Lon Bouknight just couldn't stay away. Four years after the former Steptoe & Johnson chairman left to become GC of Edison International, he's come back to the fold. Edison Int'l is the holding company of longtime Steptoe client Southern California Edison, and during his GC stint, Lon lived in sunny San Marino. (We're very jealous, and also disappointed to hear Lon never picked up a surfboard.) Executive Committee Chair Roger Warin made Lon promise that if he returned to private practice, Steptoe would be his first call. He needn't worry: "It was my first choice by a huge margin," Lon says. 
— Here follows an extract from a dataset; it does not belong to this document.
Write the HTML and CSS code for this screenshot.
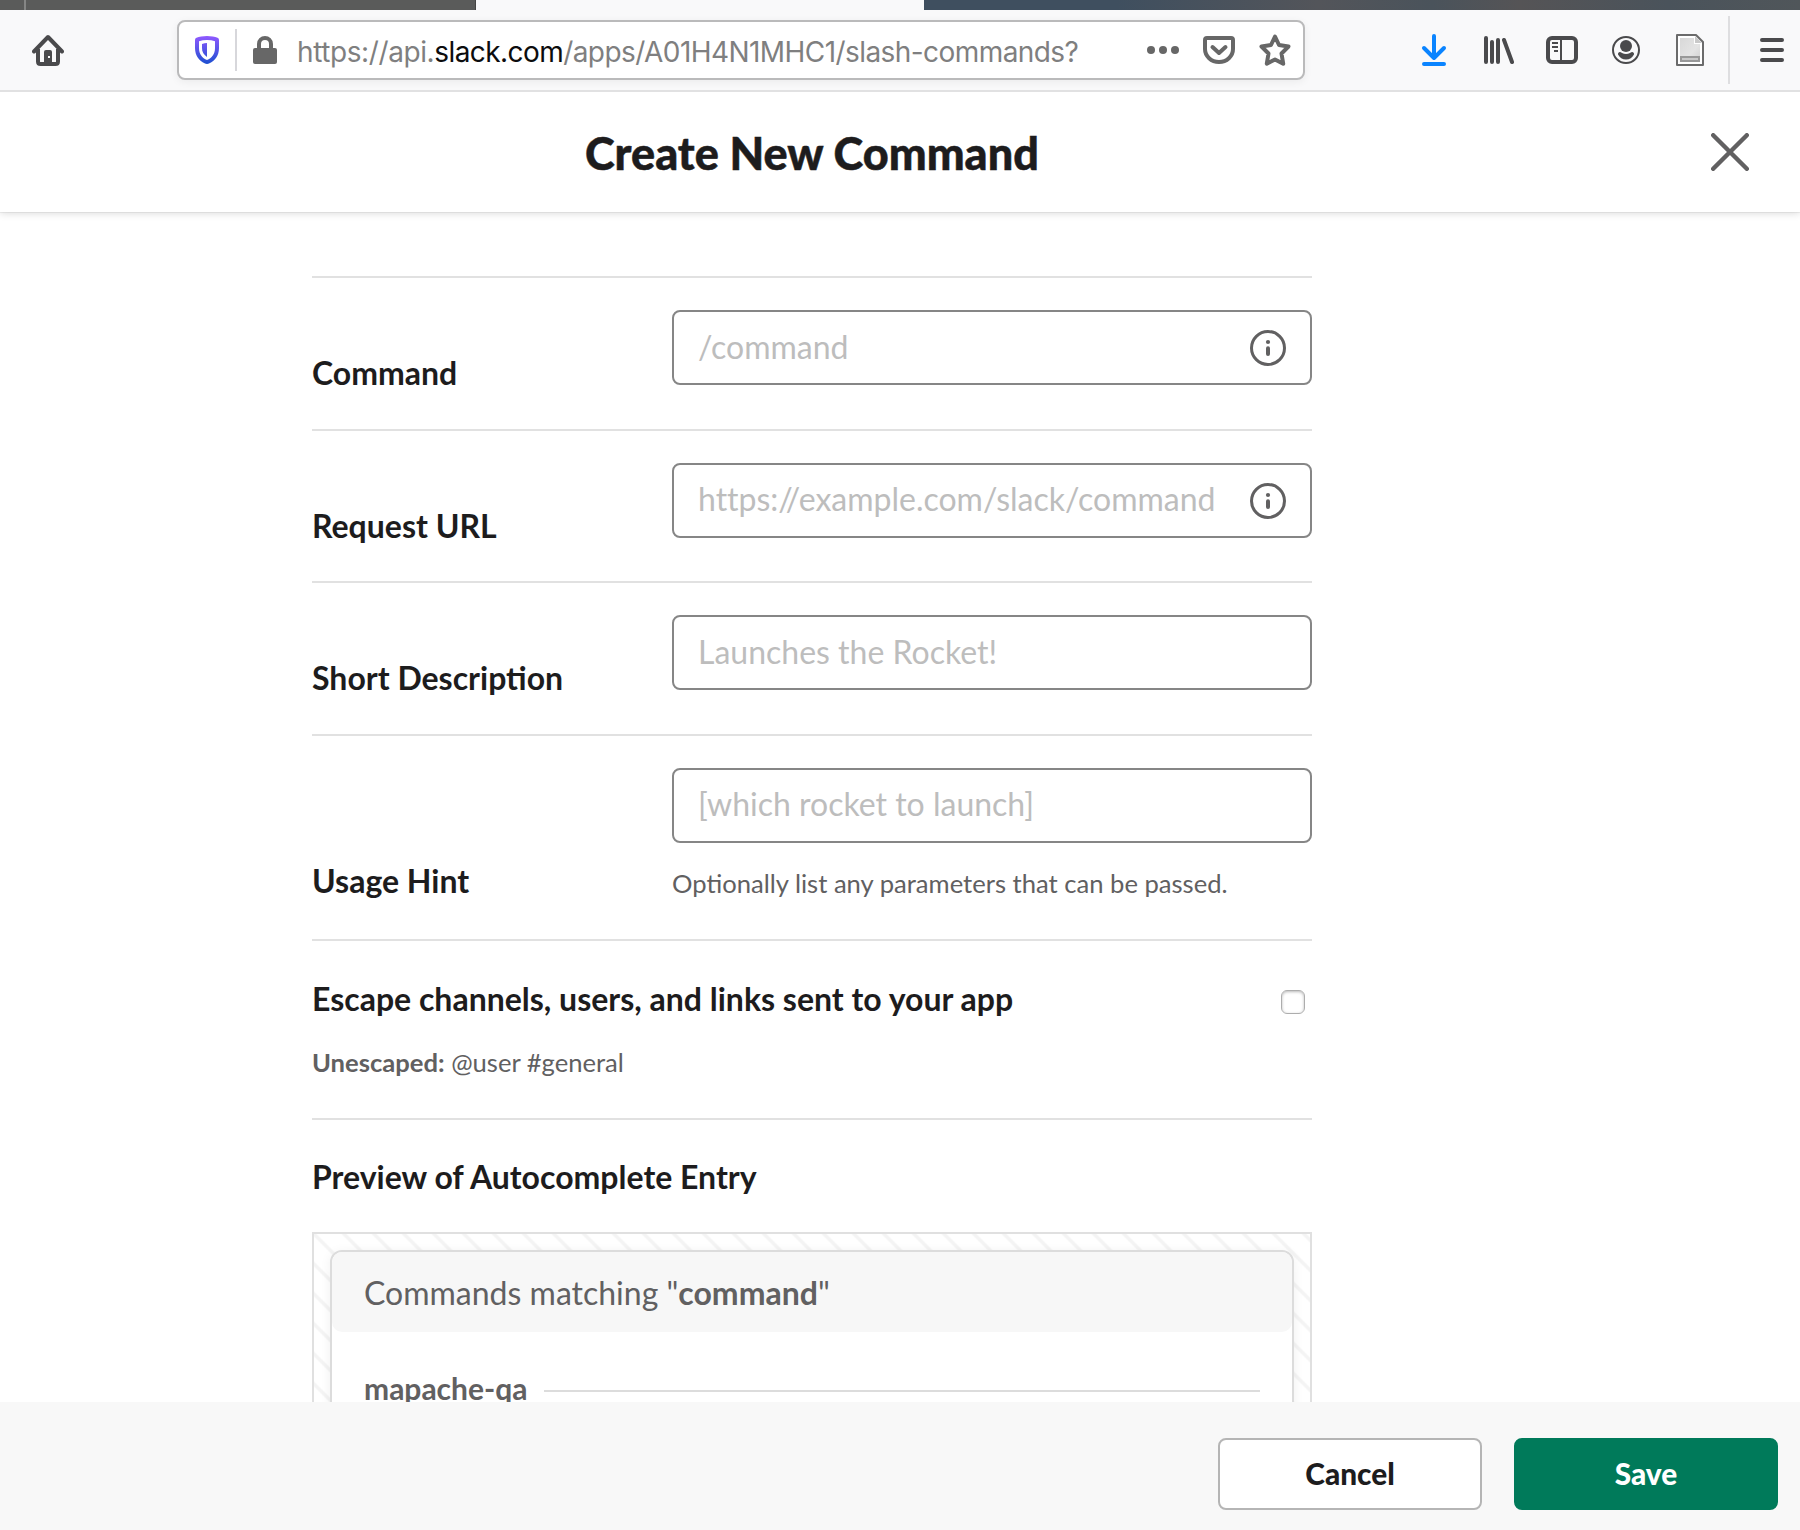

Heading up the firm's 15-lawyer Electric Power Group again, Lon tells us he'll be focused on landing clients federal incentives for new transmission systems, including an ambitious SoCal Edison plan to transmit wind and solar energy to population centers. Steptoe is also representing SoCal Edison in long-running FERC proceedings in which the utility is asking for rebates for market manipulation at the wholesale level during 2001. (Remember Enron?) Lon tells us he's excited to be back from California and reunite with his old partners—except maybe one regret: "I've  heard rumors that there's something called winter here." Of course, if he drags his feet on those alternative energy incentives, global warming might take care of that.

O'Melveny Settles Massive Mortgage Cases

Uncertainty over the country's housing woes continues, but an O'Melveny team led by John Beisner may have pointed the way forward with a settlement between 13 state AGs and Bank of America earlier this month. On July 1, O'Melveny client BofA acquired Countrywide Financial, which faced alleged predatory lending suits and investigations in several states. John's team quickly hit the phones to the state AGs, ultimately resulting in a settlement under which BofA has agreed to restructure mortgages of Countrywide customers who have mortgages larger than the value of their homes.


John (who worked the master Vioxx settlement for Merck) tells us partner Brian Boyle became such an overnight expert on mortgage intricacies that state attorneys were quickly referring to him as "The Professor." The novel aspect of the settlement is it allows Countrywide customers to stay in their homes instead of imposing penalties on the lender. John says it also may "fill in some blanks" of the $750B bailout bill, which contemplated mortgage modifications but didn't set forth how that would happen. If all other states join the settlement (most have made inquiries), a nationwide program would cover some 400,000 hard-pressed Countrywide customers.